• REQUIRED TASK
Return each line of the data below verbatim; pictures are to be left out.

• MATERIAL SHOWN
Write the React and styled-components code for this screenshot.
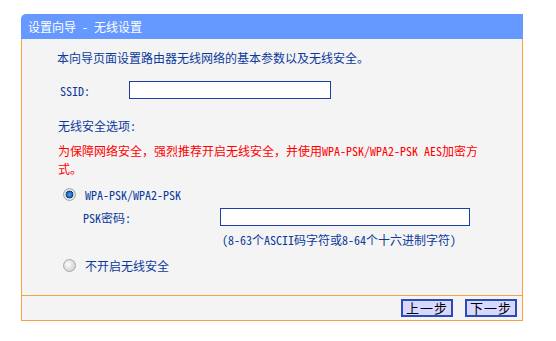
import React from "react";
import styled, { createGlobalStyle } from "styled-components";

const GlobalStyle = createGlobalStyle`
  html, body {
    margin: 0;
    padding: 0;
    background: #ffffff;
  }
  body {
    font-family: "Noto Sans Mono CJK SC", "Noto Sans CJK SC", monospace;
    font-size: 12px;
    color: #0b3a9c;
  }
`;

const Page = styled.div`
  width: 556px;
  height: 341px;
  padding: 14px 0 0 21px;
  box-sizing: border-box;
`;

const Panel = styled.div`
  width: 502px;
`;

const Header = styled.div`
  height: 25px;
  line-height: 25px;
  background: #6699ff;
  color: #ffffff;
  padding-left: 7px;
  border-top-left-radius: 5px;
`;

const Body = styled.div`
  height: 256px;
  box-sizing: border-box;
  background: #f4f4f4;
  border-left: 1px solid #f8a046;
  border-right: 1px solid #f8a046;
  padding: 10px 0 0 35px;
  display: flex;
  flex-direction: column;
`;

const Line = styled.div`
  line-height: 18px;
  margin-top: ${(p) => p.$top || 0}px;
  padding-left: ${(p) => p.$indent || 0}px;
  color: ${(p) => (p.$warn ? "#ff0000" : "#0b3a9c")};
  width: ${(p) => p.$width || "auto"};
`;

const FieldRow = styled.div`
  display: flex;
  align-items: center;
  height: 18px;
  margin-top: ${(p) => p.$top || 0}px;
  padding-left: ${(p) => p.$indent || 0}px;
`;

const Label = styled.span`
  width: ${(p) => p.$width}px;
  flex: none;
`;

const TextInput = styled.input`
  box-sizing: border-box;
  width: ${(p) => p.$width}px;
  height: 18px;
  border: 1px solid #1c3fa6;
  background: #ffffff;
  padding: 0 3px;
  margin: 0;
  outline: none;
  font: inherit;
`;

const Radio = styled.span`
  width: 13px;
  height: 13px;
  border-radius: 50%;
  flex: none;
  box-sizing: border-box;
  border: 1px solid #a8a8a8;
  background: ${(p) =>
    p.$checked
      ? "radial-gradient(circle at 50% 50%, #4aa6e8 0, #1a6fc0 2.5px, #0d3f7a 3.6px, #e9e9e9 4.2px, #d0d0d0 100%)"
      : "radial-gradient(circle at 40% 40%, #ffffff 0, #e4e4e4 4px, #c8c8c8 100%)"};
  margin-right: 9px;
`;

const Footer = styled.div`
  height: 26px;
  box-sizing: border-box;
  background: #f4f4f4;
  border: 1px solid #f8a046;
  display: flex;
  justify-content: flex-end;
  align-items: center;
  gap: 12px;
  padding-right: 5px;
`;

const Button = styled.button`
  width: 52px;
  height: 18px;
  box-sizing: border-box;
  border: 2px solid #2a4cb4;
  background: #d6d8ff;
  color: #000000;
  font-family: "Noto Sans CJK SC", sans-serif;
  font-size: 13px;
  line-height: 14px;
  padding: 0;
  letter-spacing: 1px;
`;

export default function App() {
  return (
    <Page>
      <GlobalStyle />
      <Panel>
        <Header>设置向导 - 无线设置</Header>
        <Body>
          <Line>本向导页面设置路由器无线网络的基本参数以及无线安全。</Line>
          <FieldRow $top={14} $indent={3}>
            <Label $width={69}>SSID:</Label>
            <TextInput $width={202} defaultValue="" />
          </FieldRow>
          <Line $top={18} $indent={1}>无线安全选项:</Line>
          <Line $top={7} $indent={1} $warn $width="430px">
            为保障网络安全，强烈推荐开启无线安全，并使用WPA-PSK/WPA2-PSK AES加密方式。
          </Line>
          <FieldRow $top={7} $indent={6}>
            <Radio $checked />
            <span>WPA-PSK/WPA2-PSK</span>
          </FieldRow>
          <FieldRow $top={5} $indent={26}>
            <Label $width={137}>PSK密码:</Label>
            <TextInput $width={250} defaultValue="" />
          </FieldRow>
          <Line $top={5} $indent={165}>(8-63个ASCII码字符或8-64个十六进制字符)</Line>
          <FieldRow $top={7} $indent={6}>
            <Radio />
            <span>不开启无线安全</span>
          </FieldRow>
        </Body>
        <Footer>
          <Button>上一步</Button>
          <Button>下一步</Button>
        </Footer>
      </Panel>
    </Page>
  );
}
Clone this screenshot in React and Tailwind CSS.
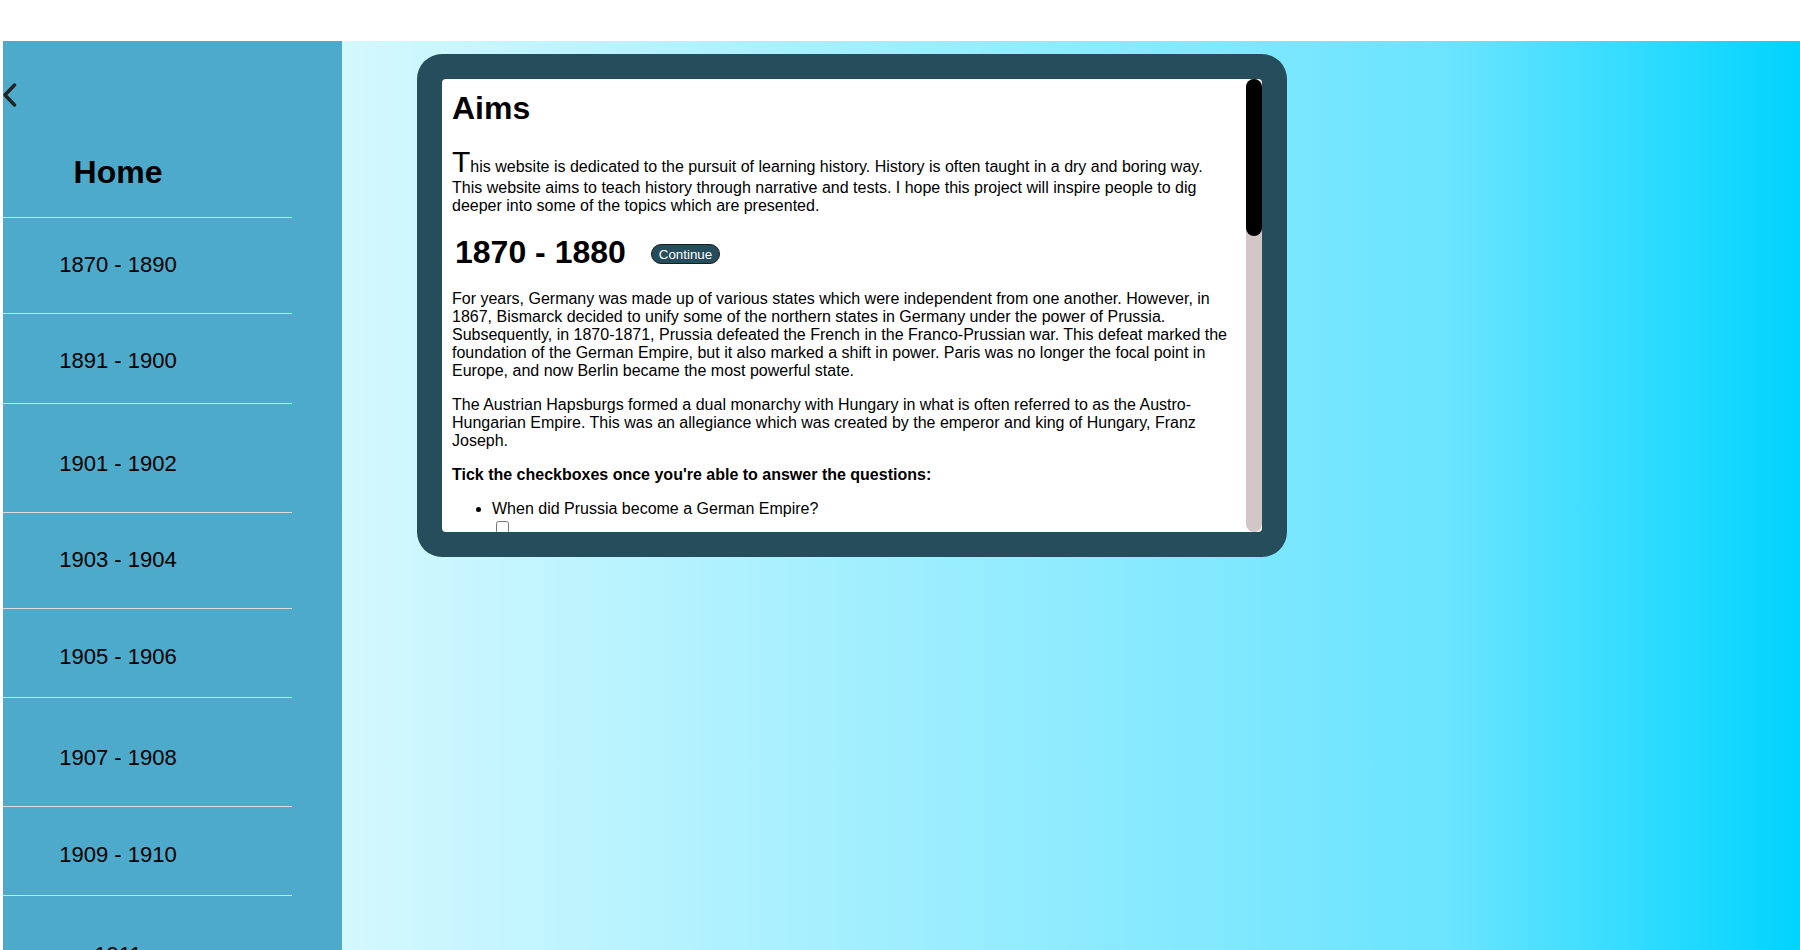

• ANSWER
Write the React and styled-components code for this screenshot.
import React from "react";
import styled, { createGlobalStyle } from "styled-components";

const GlobalStyle = createGlobalStyle`
  html, body {
    margin: 0;
    padding: 0;
    background: #ffffff;
  }
  body {
    font-family: "Noto Sans Mono CJK SC", "Noto Sans CJK SC", monospace;
    font-size: 12px;
    color: #0b3a9c;
  }
`;

const Page = styled.div`
  width: 556px;
  height: 341px;
  padding: 14px 0 0 21px;
  box-sizing: border-box;
`;

const Panel = styled.div`
  width: 502px;
`;

const Header = styled.div`
  height: 25px;
  line-height: 25px;
  background: #6699ff;
  color: #ffffff;
  padding-left: 7px;
  border-top-left-radius: 5px;
`;

const Body = styled.div`
  height: 256px;
  box-sizing: border-box;
  background: #f4f4f4;
  border-left: 1px solid #f8a046;
  border-right: 1px solid #f8a046;
  padding: 10px 0 0 35px;
  display: flex;
  flex-direction: column;
`;

const Line = styled.div`
  line-height: 18px;
  margin-top: ${(p) => p.$top || 0}px;
  padding-left: ${(p) => p.$indent || 0}px;
  color: ${(p) => (p.$warn ? "#ff0000" : "#0b3a9c")};
  width: ${(p) => p.$width || "auto"};
`;

const FieldRow = styled.div`
  display: flex;
  align-items: center;
  height: 18px;
  margin-top: ${(p) => p.$top || 0}px;
  padding-left: ${(p) => p.$indent || 0}px;
`;

const Label = styled.span`
  width: ${(p) => p.$width}px;
  flex: none;
`;

const TextInput = styled.input`
  box-sizing: border-box;
  width: ${(p) => p.$width}px;
  height: 18px;
  border: 1px solid #1c3fa6;
  background: #ffffff;
  padding: 0 3px;
  margin: 0;
  outline: none;
  font: inherit;
`;

const Radio = styled.span`
  width: 13px;
  height: 13px;
  border-radius: 50%;
  flex: none;
  box-sizing: border-box;
  border: 1px solid #a8a8a8;
  background: ${(p) =>
    p.$checked
      ? "radial-gradient(circle at 50% 50%, #4aa6e8 0, #1a6fc0 2.5px, #0d3f7a 3.6px, #e9e9e9 4.2px, #d0d0d0 100%)"
      : "radial-gradient(circle at 40% 40%, #ffffff 0, #e4e4e4 4px, #c8c8c8 100%)"};
  margin-right: 9px;
`;

const Footer = styled.div`
  height: 26px;
  box-sizing: border-box;
  background: #f4f4f4;
  border: 1px solid #f8a046;
  display: flex;
  justify-content: flex-end;
  align-items: center;
  gap: 12px;
  padding-right: 5px;
`;

const Button = styled.button`
  width: 52px;
  height: 18px;
  box-sizing: border-box;
  border: 2px solid #2a4cb4;
  background: #d6d8ff;
  color: #000000;
  font-family: "Noto Sans CJK SC", sans-serif;
  font-size: 13px;
  line-height: 14px;
  padding: 0;
  letter-spacing: 1px;
`;

export default function App() {
  return (
    <Page>
      <GlobalStyle />
      <Panel>
        <Header>设置向导 - 无线设置</Header>
        <Body>
          <Line>本向导页面设置路由器无线网络的基本参数以及无线安全。</Line>
          <FieldRow $top={14} $indent={3}>
            <Label $width={69}>SSID:</Label>
            <TextInput $width={202} defaultValue="" />
          </FieldRow>
          <Line $top={18} $indent={1}>无线安全选项:</Line>
          <Line $top={7} $indent={1} $warn $width="430px">
            为保障网络安全，强烈推荐开启无线安全，并使用WPA-PSK/WPA2-PSK AES加密方式。
          </Line>
          <FieldRow $top={7} $indent={6}>
            <Radio $checked />
            <span>WPA-PSK/WPA2-PSK</span>
          </FieldRow>
          <FieldRow $top={5} $indent={26}>
            <Label $width={137}>PSK密码:</Label>
            <TextInput $width={250} defaultValue="" />
          </FieldRow>
          <Line $top={5} $indent={165}>(8-63个ASCII码字符或8-64个十六进制字符)</Line>
          <FieldRow $top={7} $indent={6}>
            <Radio />
            <span>不开启无线安全</span>
          </FieldRow>
        </Body>
        <Footer>
          <Button>上一步</Button>
          <Button>下一步</Button>
        </Footer>
      </Panel>
    </Page>
  );
}
Clone this screenshot in React and Tailwind CSS.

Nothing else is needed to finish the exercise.